** begin **

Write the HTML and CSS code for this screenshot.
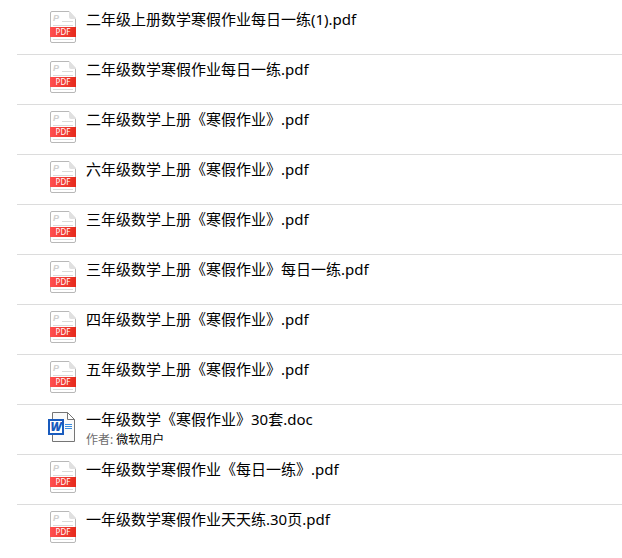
FILE: index.html
```html
<!DOCTYPE html>
<html lang="zh-CN">
<head>
    <meta charset="UTF-8">
    <meta name="viewport" content="width=device-width, initial-scale=1.0">
    <title>寒假作业</title>
    <link rel="stylesheet" href="styles.css">
</head>
<body>
    <!-- the gradient has to stay rendered, the symbols do not -->
    <svg class="gradients" width="0" height="0" aria-hidden="true">
        <linearGradient id="pdf-red" x1="0" y1="0" x2="1" y2="0">
            <stop offset="0" stop-color="#ff4f4f"/>
            <stop offset="1" stop-color="#e62a1c"/>
        </linearGradient>
    </svg>
    <svg class="sprite" aria-hidden="true">
        <symbol id="icon-pdf" viewBox="0 0 28 32">
            <path d="M4 .5H21L27.5 7.5V30Q27.5 31.5 26 31.5H4Q2.5 31.5 2.5 30V2Q2.5 .5 4 .5Z" fill="#fff" stroke="#b8b8b8"/>
            <path d="M21 0V6Q21 8 23 8H28V7Z" fill="#e0e0e0"/>
            <path d="M14 10.5H25M5 14.5H25M5 28.5H25" stroke="#dadada"/>
            <text class="pdf-letter" x="5" y="10">P</text>
            <rect x="2" y="16" width="26" height="10" fill="url(#pdf-red)"/>
            <text class="pdf-label" x="15" y="24" text-anchor="middle">PDF</text>
        </symbol>
        <symbol id="icon-doc" viewBox="0 0 28 32">
            <path d="M4.5 1.5H19.5L26.5 8.5V30.5H4.5Z" fill="#fafafa" stroke="#757575"/>
            <path d="M19.5 1.5V8.5H26.5Z" fill="#fff" stroke="#757575"/>
            <path d="M17 13.5H24M17 15.5H24M17 17.5H24" stroke="#3a8ee0"/>
            <rect x="0" y="8" width="16" height="16" fill="#185abd"/>
            <rect x="2" y="10" width="12" height="12" fill="#fff"/>
            <text class="doc-letter" x="8" y="20" text-anchor="middle">W</text>
        </symbol>
    </svg>

    <ul class="file-list">
        <li class="file">
            <svg class="file-icon"><use href="#icon-pdf"/></svg>
            <div class="file-name">二年级上册数学寒假作业每日一练(1).pdf</div>
        </li>
        <li class="file">
            <svg class="file-icon"><use href="#icon-pdf"/></svg>
            <div class="file-name">二年级数学寒假作业每日一练.pdf</div>
        </li>
        <li class="file">
            <svg class="file-icon"><use href="#icon-pdf"/></svg>
            <div class="file-name">二年级数学上册《寒假作业》.pdf</div>
        </li>
        <li class="file">
            <svg class="file-icon"><use href="#icon-pdf"/></svg>
            <div class="file-name">六年级数学上册《寒假作业》.pdf</div>
        </li>
        <li class="file">
            <svg class="file-icon"><use href="#icon-pdf"/></svg>
            <div class="file-name">三年级数学上册《寒假作业》.pdf</div>
        </li>
        <li class="file">
            <svg class="file-icon"><use href="#icon-pdf"/></svg>
            <div class="file-name">三年级数学上册《寒假作业》每日一练.pdf</div>
        </li>
        <li class="file">
            <svg class="file-icon"><use href="#icon-pdf"/></svg>
            <div class="file-name">四年级数学上册《寒假作业》.pdf</div>
        </li>
        <li class="file">
            <svg class="file-icon"><use href="#icon-pdf"/></svg>
            <div class="file-name">五年级数学上册《寒假作业》.pdf</div>
        </li>
        <li class="file">
            <svg class="file-icon"><use href="#icon-doc"/></svg>
            <div class="file-info">
                <div class="file-name">一年级数学《寒假作业》30套.doc</div>
                <div class="file-author"><span class="author-label">作者:</span> 微软用户</div>
            </div>
        </li>
        <li class="file">
            <svg class="file-icon"><use href="#icon-pdf"/></svg>
            <div class="file-name">一年级数学寒假作业《每日一练》.pdf</div>
        </li>
        <li class="file">
            <svg class="file-icon"><use href="#icon-pdf"/></svg>
            <div class="file-name">一年级数学寒假作业天天练.30页.pdf</div>
        </li>
    </ul>
</body>
</html>
```

FILE: styles.css
```css
body {
    margin: 0;
    background-color: #fff;
    color: #000;
    font-family: "Noto Sans", "Noto Sans CJK SC", sans-serif;
    font-size: 15px;
}

.gradients {
    position: absolute;
}

.sprite {
    display: none;
}

.file-list {
    list-style: none;
    margin: 0;
    padding: 5px 0 0 17px;
}

.file {
    display: flex;
    align-items: flex-start;
    gap: 10px;
    box-sizing: border-box;
    min-height: 50px;
    padding: 4px 0 0 31px;
    border-bottom: 1px solid #dcdcdc;
}

.file:last-child {
    border-bottom: none;
}

.file-icon {
    flex: none;
    width: 28px;
    height: 32px;
    margin-top: 2px;
}

.file-name {
    line-height: 20px;
}

.file-author {
    font-size: 12px;
    line-height: 22px;
}

.author-label {
    color: #6d6d6d;
}

.pdf-letter {
    font: italic bold 9px "Liberation Sans", sans-serif;
    fill: #d0d0d0;
}

.pdf-label {
    font: 8px "Noto Sans", sans-serif;
    fill: #fff;
}

.doc-letter {
    font: italic 800 12px "Open Sans", sans-serif;
    fill: #185abd;
}
```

** end **

CHALLENGE — Omit every picture, then repeat the remaining data exactly as it appears above.

RESPONSE BELOW —
Write the HTML and CSS code for this screenshot.
FILE: index.html
```html
<!DOCTYPE html>
<html lang="zh-CN">
<head>
    <meta charset="UTF-8">
    <meta name="viewport" content="width=device-width, initial-scale=1.0">
    <title>寒假作业</title>
    <link rel="stylesheet" href="styles.css">
</head>
<body>
    <!-- the gradient has to stay rendered, the symbols do not -->
    <svg class="gradients" width="0" height="0" aria-hidden="true">
        <linearGradient id="pdf-red" x1="0" y1="0" x2="1" y2="0">
            <stop offset="0" stop-color="#ff4f4f"/>
            <stop offset="1" stop-color="#e62a1c"/>
        </linearGradient>
    </svg>
    <svg class="sprite" aria-hidden="true">
        <symbol id="icon-pdf" viewBox="0 0 28 32">
            <path d="M4 .5H21L27.5 7.5V30Q27.5 31.5 26 31.5H4Q2.5 31.5 2.5 30V2Q2.5 .5 4 .5Z" fill="#fff" stroke="#b8b8b8"/>
            <path d="M21 0V6Q21 8 23 8H28V7Z" fill="#e0e0e0"/>
            <path d="M14 10.5H25M5 14.5H25M5 28.5H25" stroke="#dadada"/>
            <text class="pdf-letter" x="5" y="10">P</text>
            <rect x="2" y="16" width="26" height="10" fill="url(#pdf-red)"/>
            <text class="pdf-label" x="15" y="24" text-anchor="middle">PDF</text>
        </symbol>
        <symbol id="icon-doc" viewBox="0 0 28 32">
            <path d="M4.5 1.5H19.5L26.5 8.5V30.5H4.5Z" fill="#fafafa" stroke="#757575"/>
            <path d="M19.5 1.5V8.5H26.5Z" fill="#fff" stroke="#757575"/>
            <path d="M17 13.5H24M17 15.5H24M17 17.5H24" stroke="#3a8ee0"/>
            <rect x="0" y="8" width="16" height="16" fill="#185abd"/>
            <rect x="2" y="10" width="12" height="12" fill="#fff"/>
            <text class="doc-letter" x="8" y="20" text-anchor="middle">W</text>
        </symbol>
    </svg>

    <ul class="file-list">
        <li class="file">
            <svg class="file-icon"><use href="#icon-pdf"/></svg>
            <div class="file-name">二年级上册数学寒假作业每日一练(1).pdf</div>
        </li>
        <li class="file">
            <svg class="file-icon"><use href="#icon-pdf"/></svg>
            <div class="file-name">二年级数学寒假作业每日一练.pdf</div>
        </li>
        <li class="file">
            <svg class="file-icon"><use href="#icon-pdf"/></svg>
            <div class="file-name">二年级数学上册《寒假作业》.pdf</div>
        </li>
        <li class="file">
            <svg class="file-icon"><use href="#icon-pdf"/></svg>
            <div class="file-name">六年级数学上册《寒假作业》.pdf</div>
        </li>
        <li class="file">
            <svg class="file-icon"><use href="#icon-pdf"/></svg>
            <div class="file-name">三年级数学上册《寒假作业》.pdf</div>
        </li>
        <li class="file">
            <svg class="file-icon"><use href="#icon-pdf"/></svg>
            <div class="file-name">三年级数学上册《寒假作业》每日一练.pdf</div>
        </li>
        <li class="file">
            <svg class="file-icon"><use href="#icon-pdf"/></svg>
            <div class="file-name">四年级数学上册《寒假作业》.pdf</div>
        </li>
        <li class="file">
            <svg class="file-icon"><use href="#icon-pdf"/></svg>
            <div class="file-name">五年级数学上册《寒假作业》.pdf</div>
        </li>
        <li class="file">
            <svg class="file-icon"><use href="#icon-doc"/></svg>
            <div class="file-info">
                <div class="file-name">一年级数学《寒假作业》30套.doc</div>
                <div class="file-author"><span class="author-label">作者:</span> 微软用户</div>
            </div>
        </li>
        <li class="file">
            <svg class="file-icon"><use href="#icon-pdf"/></svg>
            <div class="file-name">一年级数学寒假作业《每日一练》.pdf</div>
        </li>
        <li class="file">
            <svg class="file-icon"><use href="#icon-pdf"/></svg>
            <div class="file-name">一年级数学寒假作业天天练.30页.pdf</div>
        </li>
    </ul>
</body>
</html>
```

FILE: styles.css
```css
body {
    margin: 0;
    background-color: #fff;
    color: #000;
    font-family: "Noto Sans", "Noto Sans CJK SC", sans-serif;
    font-size: 15px;
}

.gradients {
    position: absolute;
}

.sprite {
    display: none;
}

.file-list {
    list-style: none;
    margin: 0;
    padding: 5px 0 0 17px;
}

.file {
    display: flex;
    align-items: flex-start;
    gap: 10px;
    box-sizing: border-box;
    min-height: 50px;
    padding: 4px 0 0 31px;
    border-bottom: 1px solid #dcdcdc;
}

.file:last-child {
    border-bottom: none;
}

.file-icon {
    flex: none;
    width: 28px;
    height: 32px;
    margin-top: 2px;
}

.file-name {
    line-height: 20px;
}

.file-author {
    font-size: 12px;
    line-height: 22px;
}

.author-label {
    color: #6d6d6d;
}

.pdf-letter {
    font: italic bold 9px "Liberation Sans", sans-serif;
    fill: #d0d0d0;
}

.pdf-label {
    font: 8px "Noto Sans", sans-serif;
    fill: #fff;
}

.doc-letter {
    font: italic 800 12px "Open Sans", sans-serif;
    fill: #185abd;
}
```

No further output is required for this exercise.